These days, China’s collective of artists and musicians have been given more space in which to exercise and explore their talents, provided of course they don’t go too far. It explains why most Chinese keep out of politics, if they are aware of it at all. Though none of the bands signed to Maybe Mars latch on to any overt political activity or statement, its culmination shows the new desire to carve out artistic freedom from the ground up.

The internet is playing its part to help knock down old borders. A music movement in China might just be the last swing of the hammer. The Maybe Mars website offers live videos, streamable music, press coverage and a free compilation ready to download. Each of the twenty nine bands currently signed to the label make up a broad mix and don't worry, not everything is sung in Chinese. While incorporating many familiar western style and genres, they all hold on to a strong sense of individuality and respect for their musical origins. My favourite would have to be the outstandingly awesome Carsick Cars. Likened to the Postpunk guitar mashing sounds of Pavement and Sonic Youth (even touring alongside them back in 2007), the band dive headlong into dense, sometimes painful guitar textures inspired by the experimentations of Glenn Branca. ‘Guang Chang’ starts on feedback atmospheres and builds up, giving way to epic chords. Tracks like ‘Zhi Yuan De Ren’, with its king-sized riff and ‘Zhong Nan Hai’ (named after a Chinese brand of cigarettes) with its searing distortion drones, remind you how glorious and affirming Rock can still be.

Another band that put Maybe Mars in the spotlight are P.K.14. They join up a new-wave, Television like sound with the assertive poetry of their headman Yang Haisong (the guy also responsible for recording most of the label's bands). With real flare and a dedicated fan base, Demerit and Joyside represent the label’s hot-blooded, foot-to-the-floor punk groups.
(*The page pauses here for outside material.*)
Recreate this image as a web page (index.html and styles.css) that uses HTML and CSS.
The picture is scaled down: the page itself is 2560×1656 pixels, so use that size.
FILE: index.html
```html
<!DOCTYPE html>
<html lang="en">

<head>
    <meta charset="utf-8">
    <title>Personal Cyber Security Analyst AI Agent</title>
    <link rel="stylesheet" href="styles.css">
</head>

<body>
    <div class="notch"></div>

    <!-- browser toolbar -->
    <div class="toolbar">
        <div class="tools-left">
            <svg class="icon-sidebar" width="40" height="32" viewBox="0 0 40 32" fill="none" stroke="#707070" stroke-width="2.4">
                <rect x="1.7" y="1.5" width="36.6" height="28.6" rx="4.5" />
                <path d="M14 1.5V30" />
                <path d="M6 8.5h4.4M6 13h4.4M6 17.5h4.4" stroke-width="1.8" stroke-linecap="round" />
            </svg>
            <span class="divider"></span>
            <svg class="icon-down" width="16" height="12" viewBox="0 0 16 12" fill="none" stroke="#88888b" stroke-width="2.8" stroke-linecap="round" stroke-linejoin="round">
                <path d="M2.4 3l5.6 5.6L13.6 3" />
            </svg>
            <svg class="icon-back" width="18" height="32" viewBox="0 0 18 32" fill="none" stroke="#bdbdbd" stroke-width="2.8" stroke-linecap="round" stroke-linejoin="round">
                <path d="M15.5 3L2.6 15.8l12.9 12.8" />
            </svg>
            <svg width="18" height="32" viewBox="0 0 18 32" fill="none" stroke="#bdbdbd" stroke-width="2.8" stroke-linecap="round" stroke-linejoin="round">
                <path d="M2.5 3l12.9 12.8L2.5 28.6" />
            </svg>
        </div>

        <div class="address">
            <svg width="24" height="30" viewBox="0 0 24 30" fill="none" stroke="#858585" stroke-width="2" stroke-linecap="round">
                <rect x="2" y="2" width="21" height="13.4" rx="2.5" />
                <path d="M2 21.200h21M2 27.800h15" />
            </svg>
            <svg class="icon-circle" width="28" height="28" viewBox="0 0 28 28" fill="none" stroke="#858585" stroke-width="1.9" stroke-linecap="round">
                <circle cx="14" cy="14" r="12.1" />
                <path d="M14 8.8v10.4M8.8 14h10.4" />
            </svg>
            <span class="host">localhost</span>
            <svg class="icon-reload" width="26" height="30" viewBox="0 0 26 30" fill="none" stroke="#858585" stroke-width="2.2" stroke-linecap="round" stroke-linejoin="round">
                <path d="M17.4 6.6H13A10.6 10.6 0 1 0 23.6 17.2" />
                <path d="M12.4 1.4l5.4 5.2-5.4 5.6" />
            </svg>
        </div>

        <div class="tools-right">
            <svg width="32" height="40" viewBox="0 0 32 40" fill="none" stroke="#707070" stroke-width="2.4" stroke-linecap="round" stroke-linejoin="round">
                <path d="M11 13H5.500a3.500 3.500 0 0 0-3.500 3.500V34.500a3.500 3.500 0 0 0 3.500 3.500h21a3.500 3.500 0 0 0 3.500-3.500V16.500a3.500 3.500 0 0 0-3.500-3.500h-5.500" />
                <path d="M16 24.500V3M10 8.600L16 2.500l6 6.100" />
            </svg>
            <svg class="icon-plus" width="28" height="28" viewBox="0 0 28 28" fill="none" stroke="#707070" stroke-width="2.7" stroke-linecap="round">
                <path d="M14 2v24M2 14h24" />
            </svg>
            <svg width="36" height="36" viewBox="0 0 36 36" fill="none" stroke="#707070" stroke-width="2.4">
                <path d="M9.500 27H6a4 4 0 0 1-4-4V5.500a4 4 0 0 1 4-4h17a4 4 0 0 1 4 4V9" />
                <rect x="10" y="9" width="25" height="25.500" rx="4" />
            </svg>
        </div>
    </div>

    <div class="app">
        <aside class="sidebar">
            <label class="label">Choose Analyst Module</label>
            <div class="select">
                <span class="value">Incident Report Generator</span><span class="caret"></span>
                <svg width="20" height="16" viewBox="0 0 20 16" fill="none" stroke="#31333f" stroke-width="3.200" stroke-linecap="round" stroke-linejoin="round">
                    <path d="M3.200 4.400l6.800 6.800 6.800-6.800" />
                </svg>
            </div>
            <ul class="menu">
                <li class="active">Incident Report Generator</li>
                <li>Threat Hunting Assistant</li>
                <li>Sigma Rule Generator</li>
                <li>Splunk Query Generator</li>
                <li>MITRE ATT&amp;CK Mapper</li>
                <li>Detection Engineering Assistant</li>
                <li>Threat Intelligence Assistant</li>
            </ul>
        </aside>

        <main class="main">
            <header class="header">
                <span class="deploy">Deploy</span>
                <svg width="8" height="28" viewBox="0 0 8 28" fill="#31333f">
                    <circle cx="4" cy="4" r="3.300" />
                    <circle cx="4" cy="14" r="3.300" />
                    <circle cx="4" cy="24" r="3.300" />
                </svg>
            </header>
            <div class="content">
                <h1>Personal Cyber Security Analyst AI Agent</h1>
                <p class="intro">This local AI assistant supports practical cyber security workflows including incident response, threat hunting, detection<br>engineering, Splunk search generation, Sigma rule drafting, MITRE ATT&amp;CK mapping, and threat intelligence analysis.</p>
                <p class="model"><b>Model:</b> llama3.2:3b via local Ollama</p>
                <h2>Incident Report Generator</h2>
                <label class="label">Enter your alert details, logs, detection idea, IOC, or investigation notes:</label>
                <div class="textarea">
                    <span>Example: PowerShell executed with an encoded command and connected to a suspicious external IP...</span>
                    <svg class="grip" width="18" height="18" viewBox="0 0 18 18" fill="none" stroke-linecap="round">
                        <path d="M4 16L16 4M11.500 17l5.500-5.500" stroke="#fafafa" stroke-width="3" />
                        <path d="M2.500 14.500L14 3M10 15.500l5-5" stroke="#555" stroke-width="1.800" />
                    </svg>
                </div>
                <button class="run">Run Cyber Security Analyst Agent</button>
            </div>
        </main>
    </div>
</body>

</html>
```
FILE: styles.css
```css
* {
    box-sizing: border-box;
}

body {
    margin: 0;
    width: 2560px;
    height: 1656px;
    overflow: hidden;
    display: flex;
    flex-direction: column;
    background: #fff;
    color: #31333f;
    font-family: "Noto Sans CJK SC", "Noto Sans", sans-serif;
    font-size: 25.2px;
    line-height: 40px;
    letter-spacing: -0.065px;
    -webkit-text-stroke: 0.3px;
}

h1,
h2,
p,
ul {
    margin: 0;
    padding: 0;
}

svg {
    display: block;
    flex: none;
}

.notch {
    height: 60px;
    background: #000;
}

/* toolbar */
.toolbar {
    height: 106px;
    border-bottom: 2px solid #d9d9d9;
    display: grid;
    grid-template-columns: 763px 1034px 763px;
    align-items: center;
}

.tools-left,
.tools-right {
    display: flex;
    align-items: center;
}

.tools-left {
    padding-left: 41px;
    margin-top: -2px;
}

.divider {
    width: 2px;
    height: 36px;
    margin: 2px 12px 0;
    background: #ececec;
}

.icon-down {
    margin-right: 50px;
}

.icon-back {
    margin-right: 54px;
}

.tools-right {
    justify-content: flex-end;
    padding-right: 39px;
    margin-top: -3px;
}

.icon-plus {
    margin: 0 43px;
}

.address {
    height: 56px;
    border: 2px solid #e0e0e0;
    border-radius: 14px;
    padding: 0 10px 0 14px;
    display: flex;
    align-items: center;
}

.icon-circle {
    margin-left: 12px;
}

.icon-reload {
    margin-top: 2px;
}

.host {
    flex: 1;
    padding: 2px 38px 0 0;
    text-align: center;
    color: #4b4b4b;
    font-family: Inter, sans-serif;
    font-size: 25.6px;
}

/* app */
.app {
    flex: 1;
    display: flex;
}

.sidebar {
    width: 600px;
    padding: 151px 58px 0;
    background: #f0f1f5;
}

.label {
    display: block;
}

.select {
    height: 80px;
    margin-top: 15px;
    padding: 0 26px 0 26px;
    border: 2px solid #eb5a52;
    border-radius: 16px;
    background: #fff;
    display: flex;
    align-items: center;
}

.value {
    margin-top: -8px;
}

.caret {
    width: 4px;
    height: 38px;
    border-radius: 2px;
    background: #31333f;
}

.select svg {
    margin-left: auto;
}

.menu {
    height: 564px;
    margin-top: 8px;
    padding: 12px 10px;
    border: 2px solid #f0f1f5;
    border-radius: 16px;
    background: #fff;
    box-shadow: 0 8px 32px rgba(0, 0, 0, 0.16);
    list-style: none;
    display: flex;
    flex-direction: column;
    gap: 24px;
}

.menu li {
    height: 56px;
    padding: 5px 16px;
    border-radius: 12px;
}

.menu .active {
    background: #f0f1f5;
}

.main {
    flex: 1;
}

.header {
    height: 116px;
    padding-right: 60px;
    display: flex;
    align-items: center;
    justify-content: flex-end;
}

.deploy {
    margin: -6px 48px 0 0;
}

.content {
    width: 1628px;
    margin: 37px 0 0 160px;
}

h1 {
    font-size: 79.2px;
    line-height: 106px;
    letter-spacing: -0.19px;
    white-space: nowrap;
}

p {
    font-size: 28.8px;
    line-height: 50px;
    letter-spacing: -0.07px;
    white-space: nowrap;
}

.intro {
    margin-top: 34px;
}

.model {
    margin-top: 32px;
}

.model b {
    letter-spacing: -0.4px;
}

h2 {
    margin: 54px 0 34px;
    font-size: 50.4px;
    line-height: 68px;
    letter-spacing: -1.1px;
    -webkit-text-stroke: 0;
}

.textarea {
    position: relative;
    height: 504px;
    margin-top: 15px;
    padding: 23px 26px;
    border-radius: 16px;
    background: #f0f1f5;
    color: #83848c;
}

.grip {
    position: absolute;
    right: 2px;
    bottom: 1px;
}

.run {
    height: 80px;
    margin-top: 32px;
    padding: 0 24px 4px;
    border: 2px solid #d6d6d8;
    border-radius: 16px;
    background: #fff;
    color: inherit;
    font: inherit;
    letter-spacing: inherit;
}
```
Ourself Beside Me, three cool Beijing ladies, play a different kind of sneering, eccentric, off-key punk inspired by the sleazy sounds of The Velvet Underground and The Fall. Using bicycle bells and plucked guitar harmonics over a lazy beat, their brilliant track ‘Sunday Girl’ shows Beijing’s sinister side.

The label has also just signed Duck Fight Goose. Sounding like a cross between Battles and These New Puritans, they are China’s answer to the math-rock scene. The band members give themselves animal alias’ (Duck, Goose, Panda, Dragon) and “refuse all kinds of sadness and play funny games with their instruments”. At D-22, I managed to see the duo called 10 (now renamed (((10))) after the recent earthquake in Japan) perform their characteristically long and ever-evolving sonic wizardry. Drinking Tsing Tao beer in the gallery up above, I got a bird’s eye view of the array of machinery bellow. Pedals, keyboards and iPads combined together to fill up the club, until it felt like the whole place was about to burst.

Maybe Mars breaks away from the production line method of imitation that we in the West came to associate with China. It’s a huge leap ahead of the music endeavours of the past and has attracted much attention and support from New York and London musos. According to one of the promoters I’d met in D-22, Maybe Mars is China’s only independent record label and as far as I know, the label focuses its sights mainly on Beijing and Shanghai. In this vast and varied country there must be plenty of others just waiting to get going.

For the present, Maybe Mars is on the front line of a musical revolution. The label takes upon itself the monumental task of nurturing a rising alternative scene and providing a voice for the country’s disillusioned youth. Like it or not, China is set to become a powerful force over the century. Few countries need a subversive Punk and Art Rock movement more. Put aside the China-phobic sentiments that are blowing about and clasp hands with the guys who are on the verge of making history.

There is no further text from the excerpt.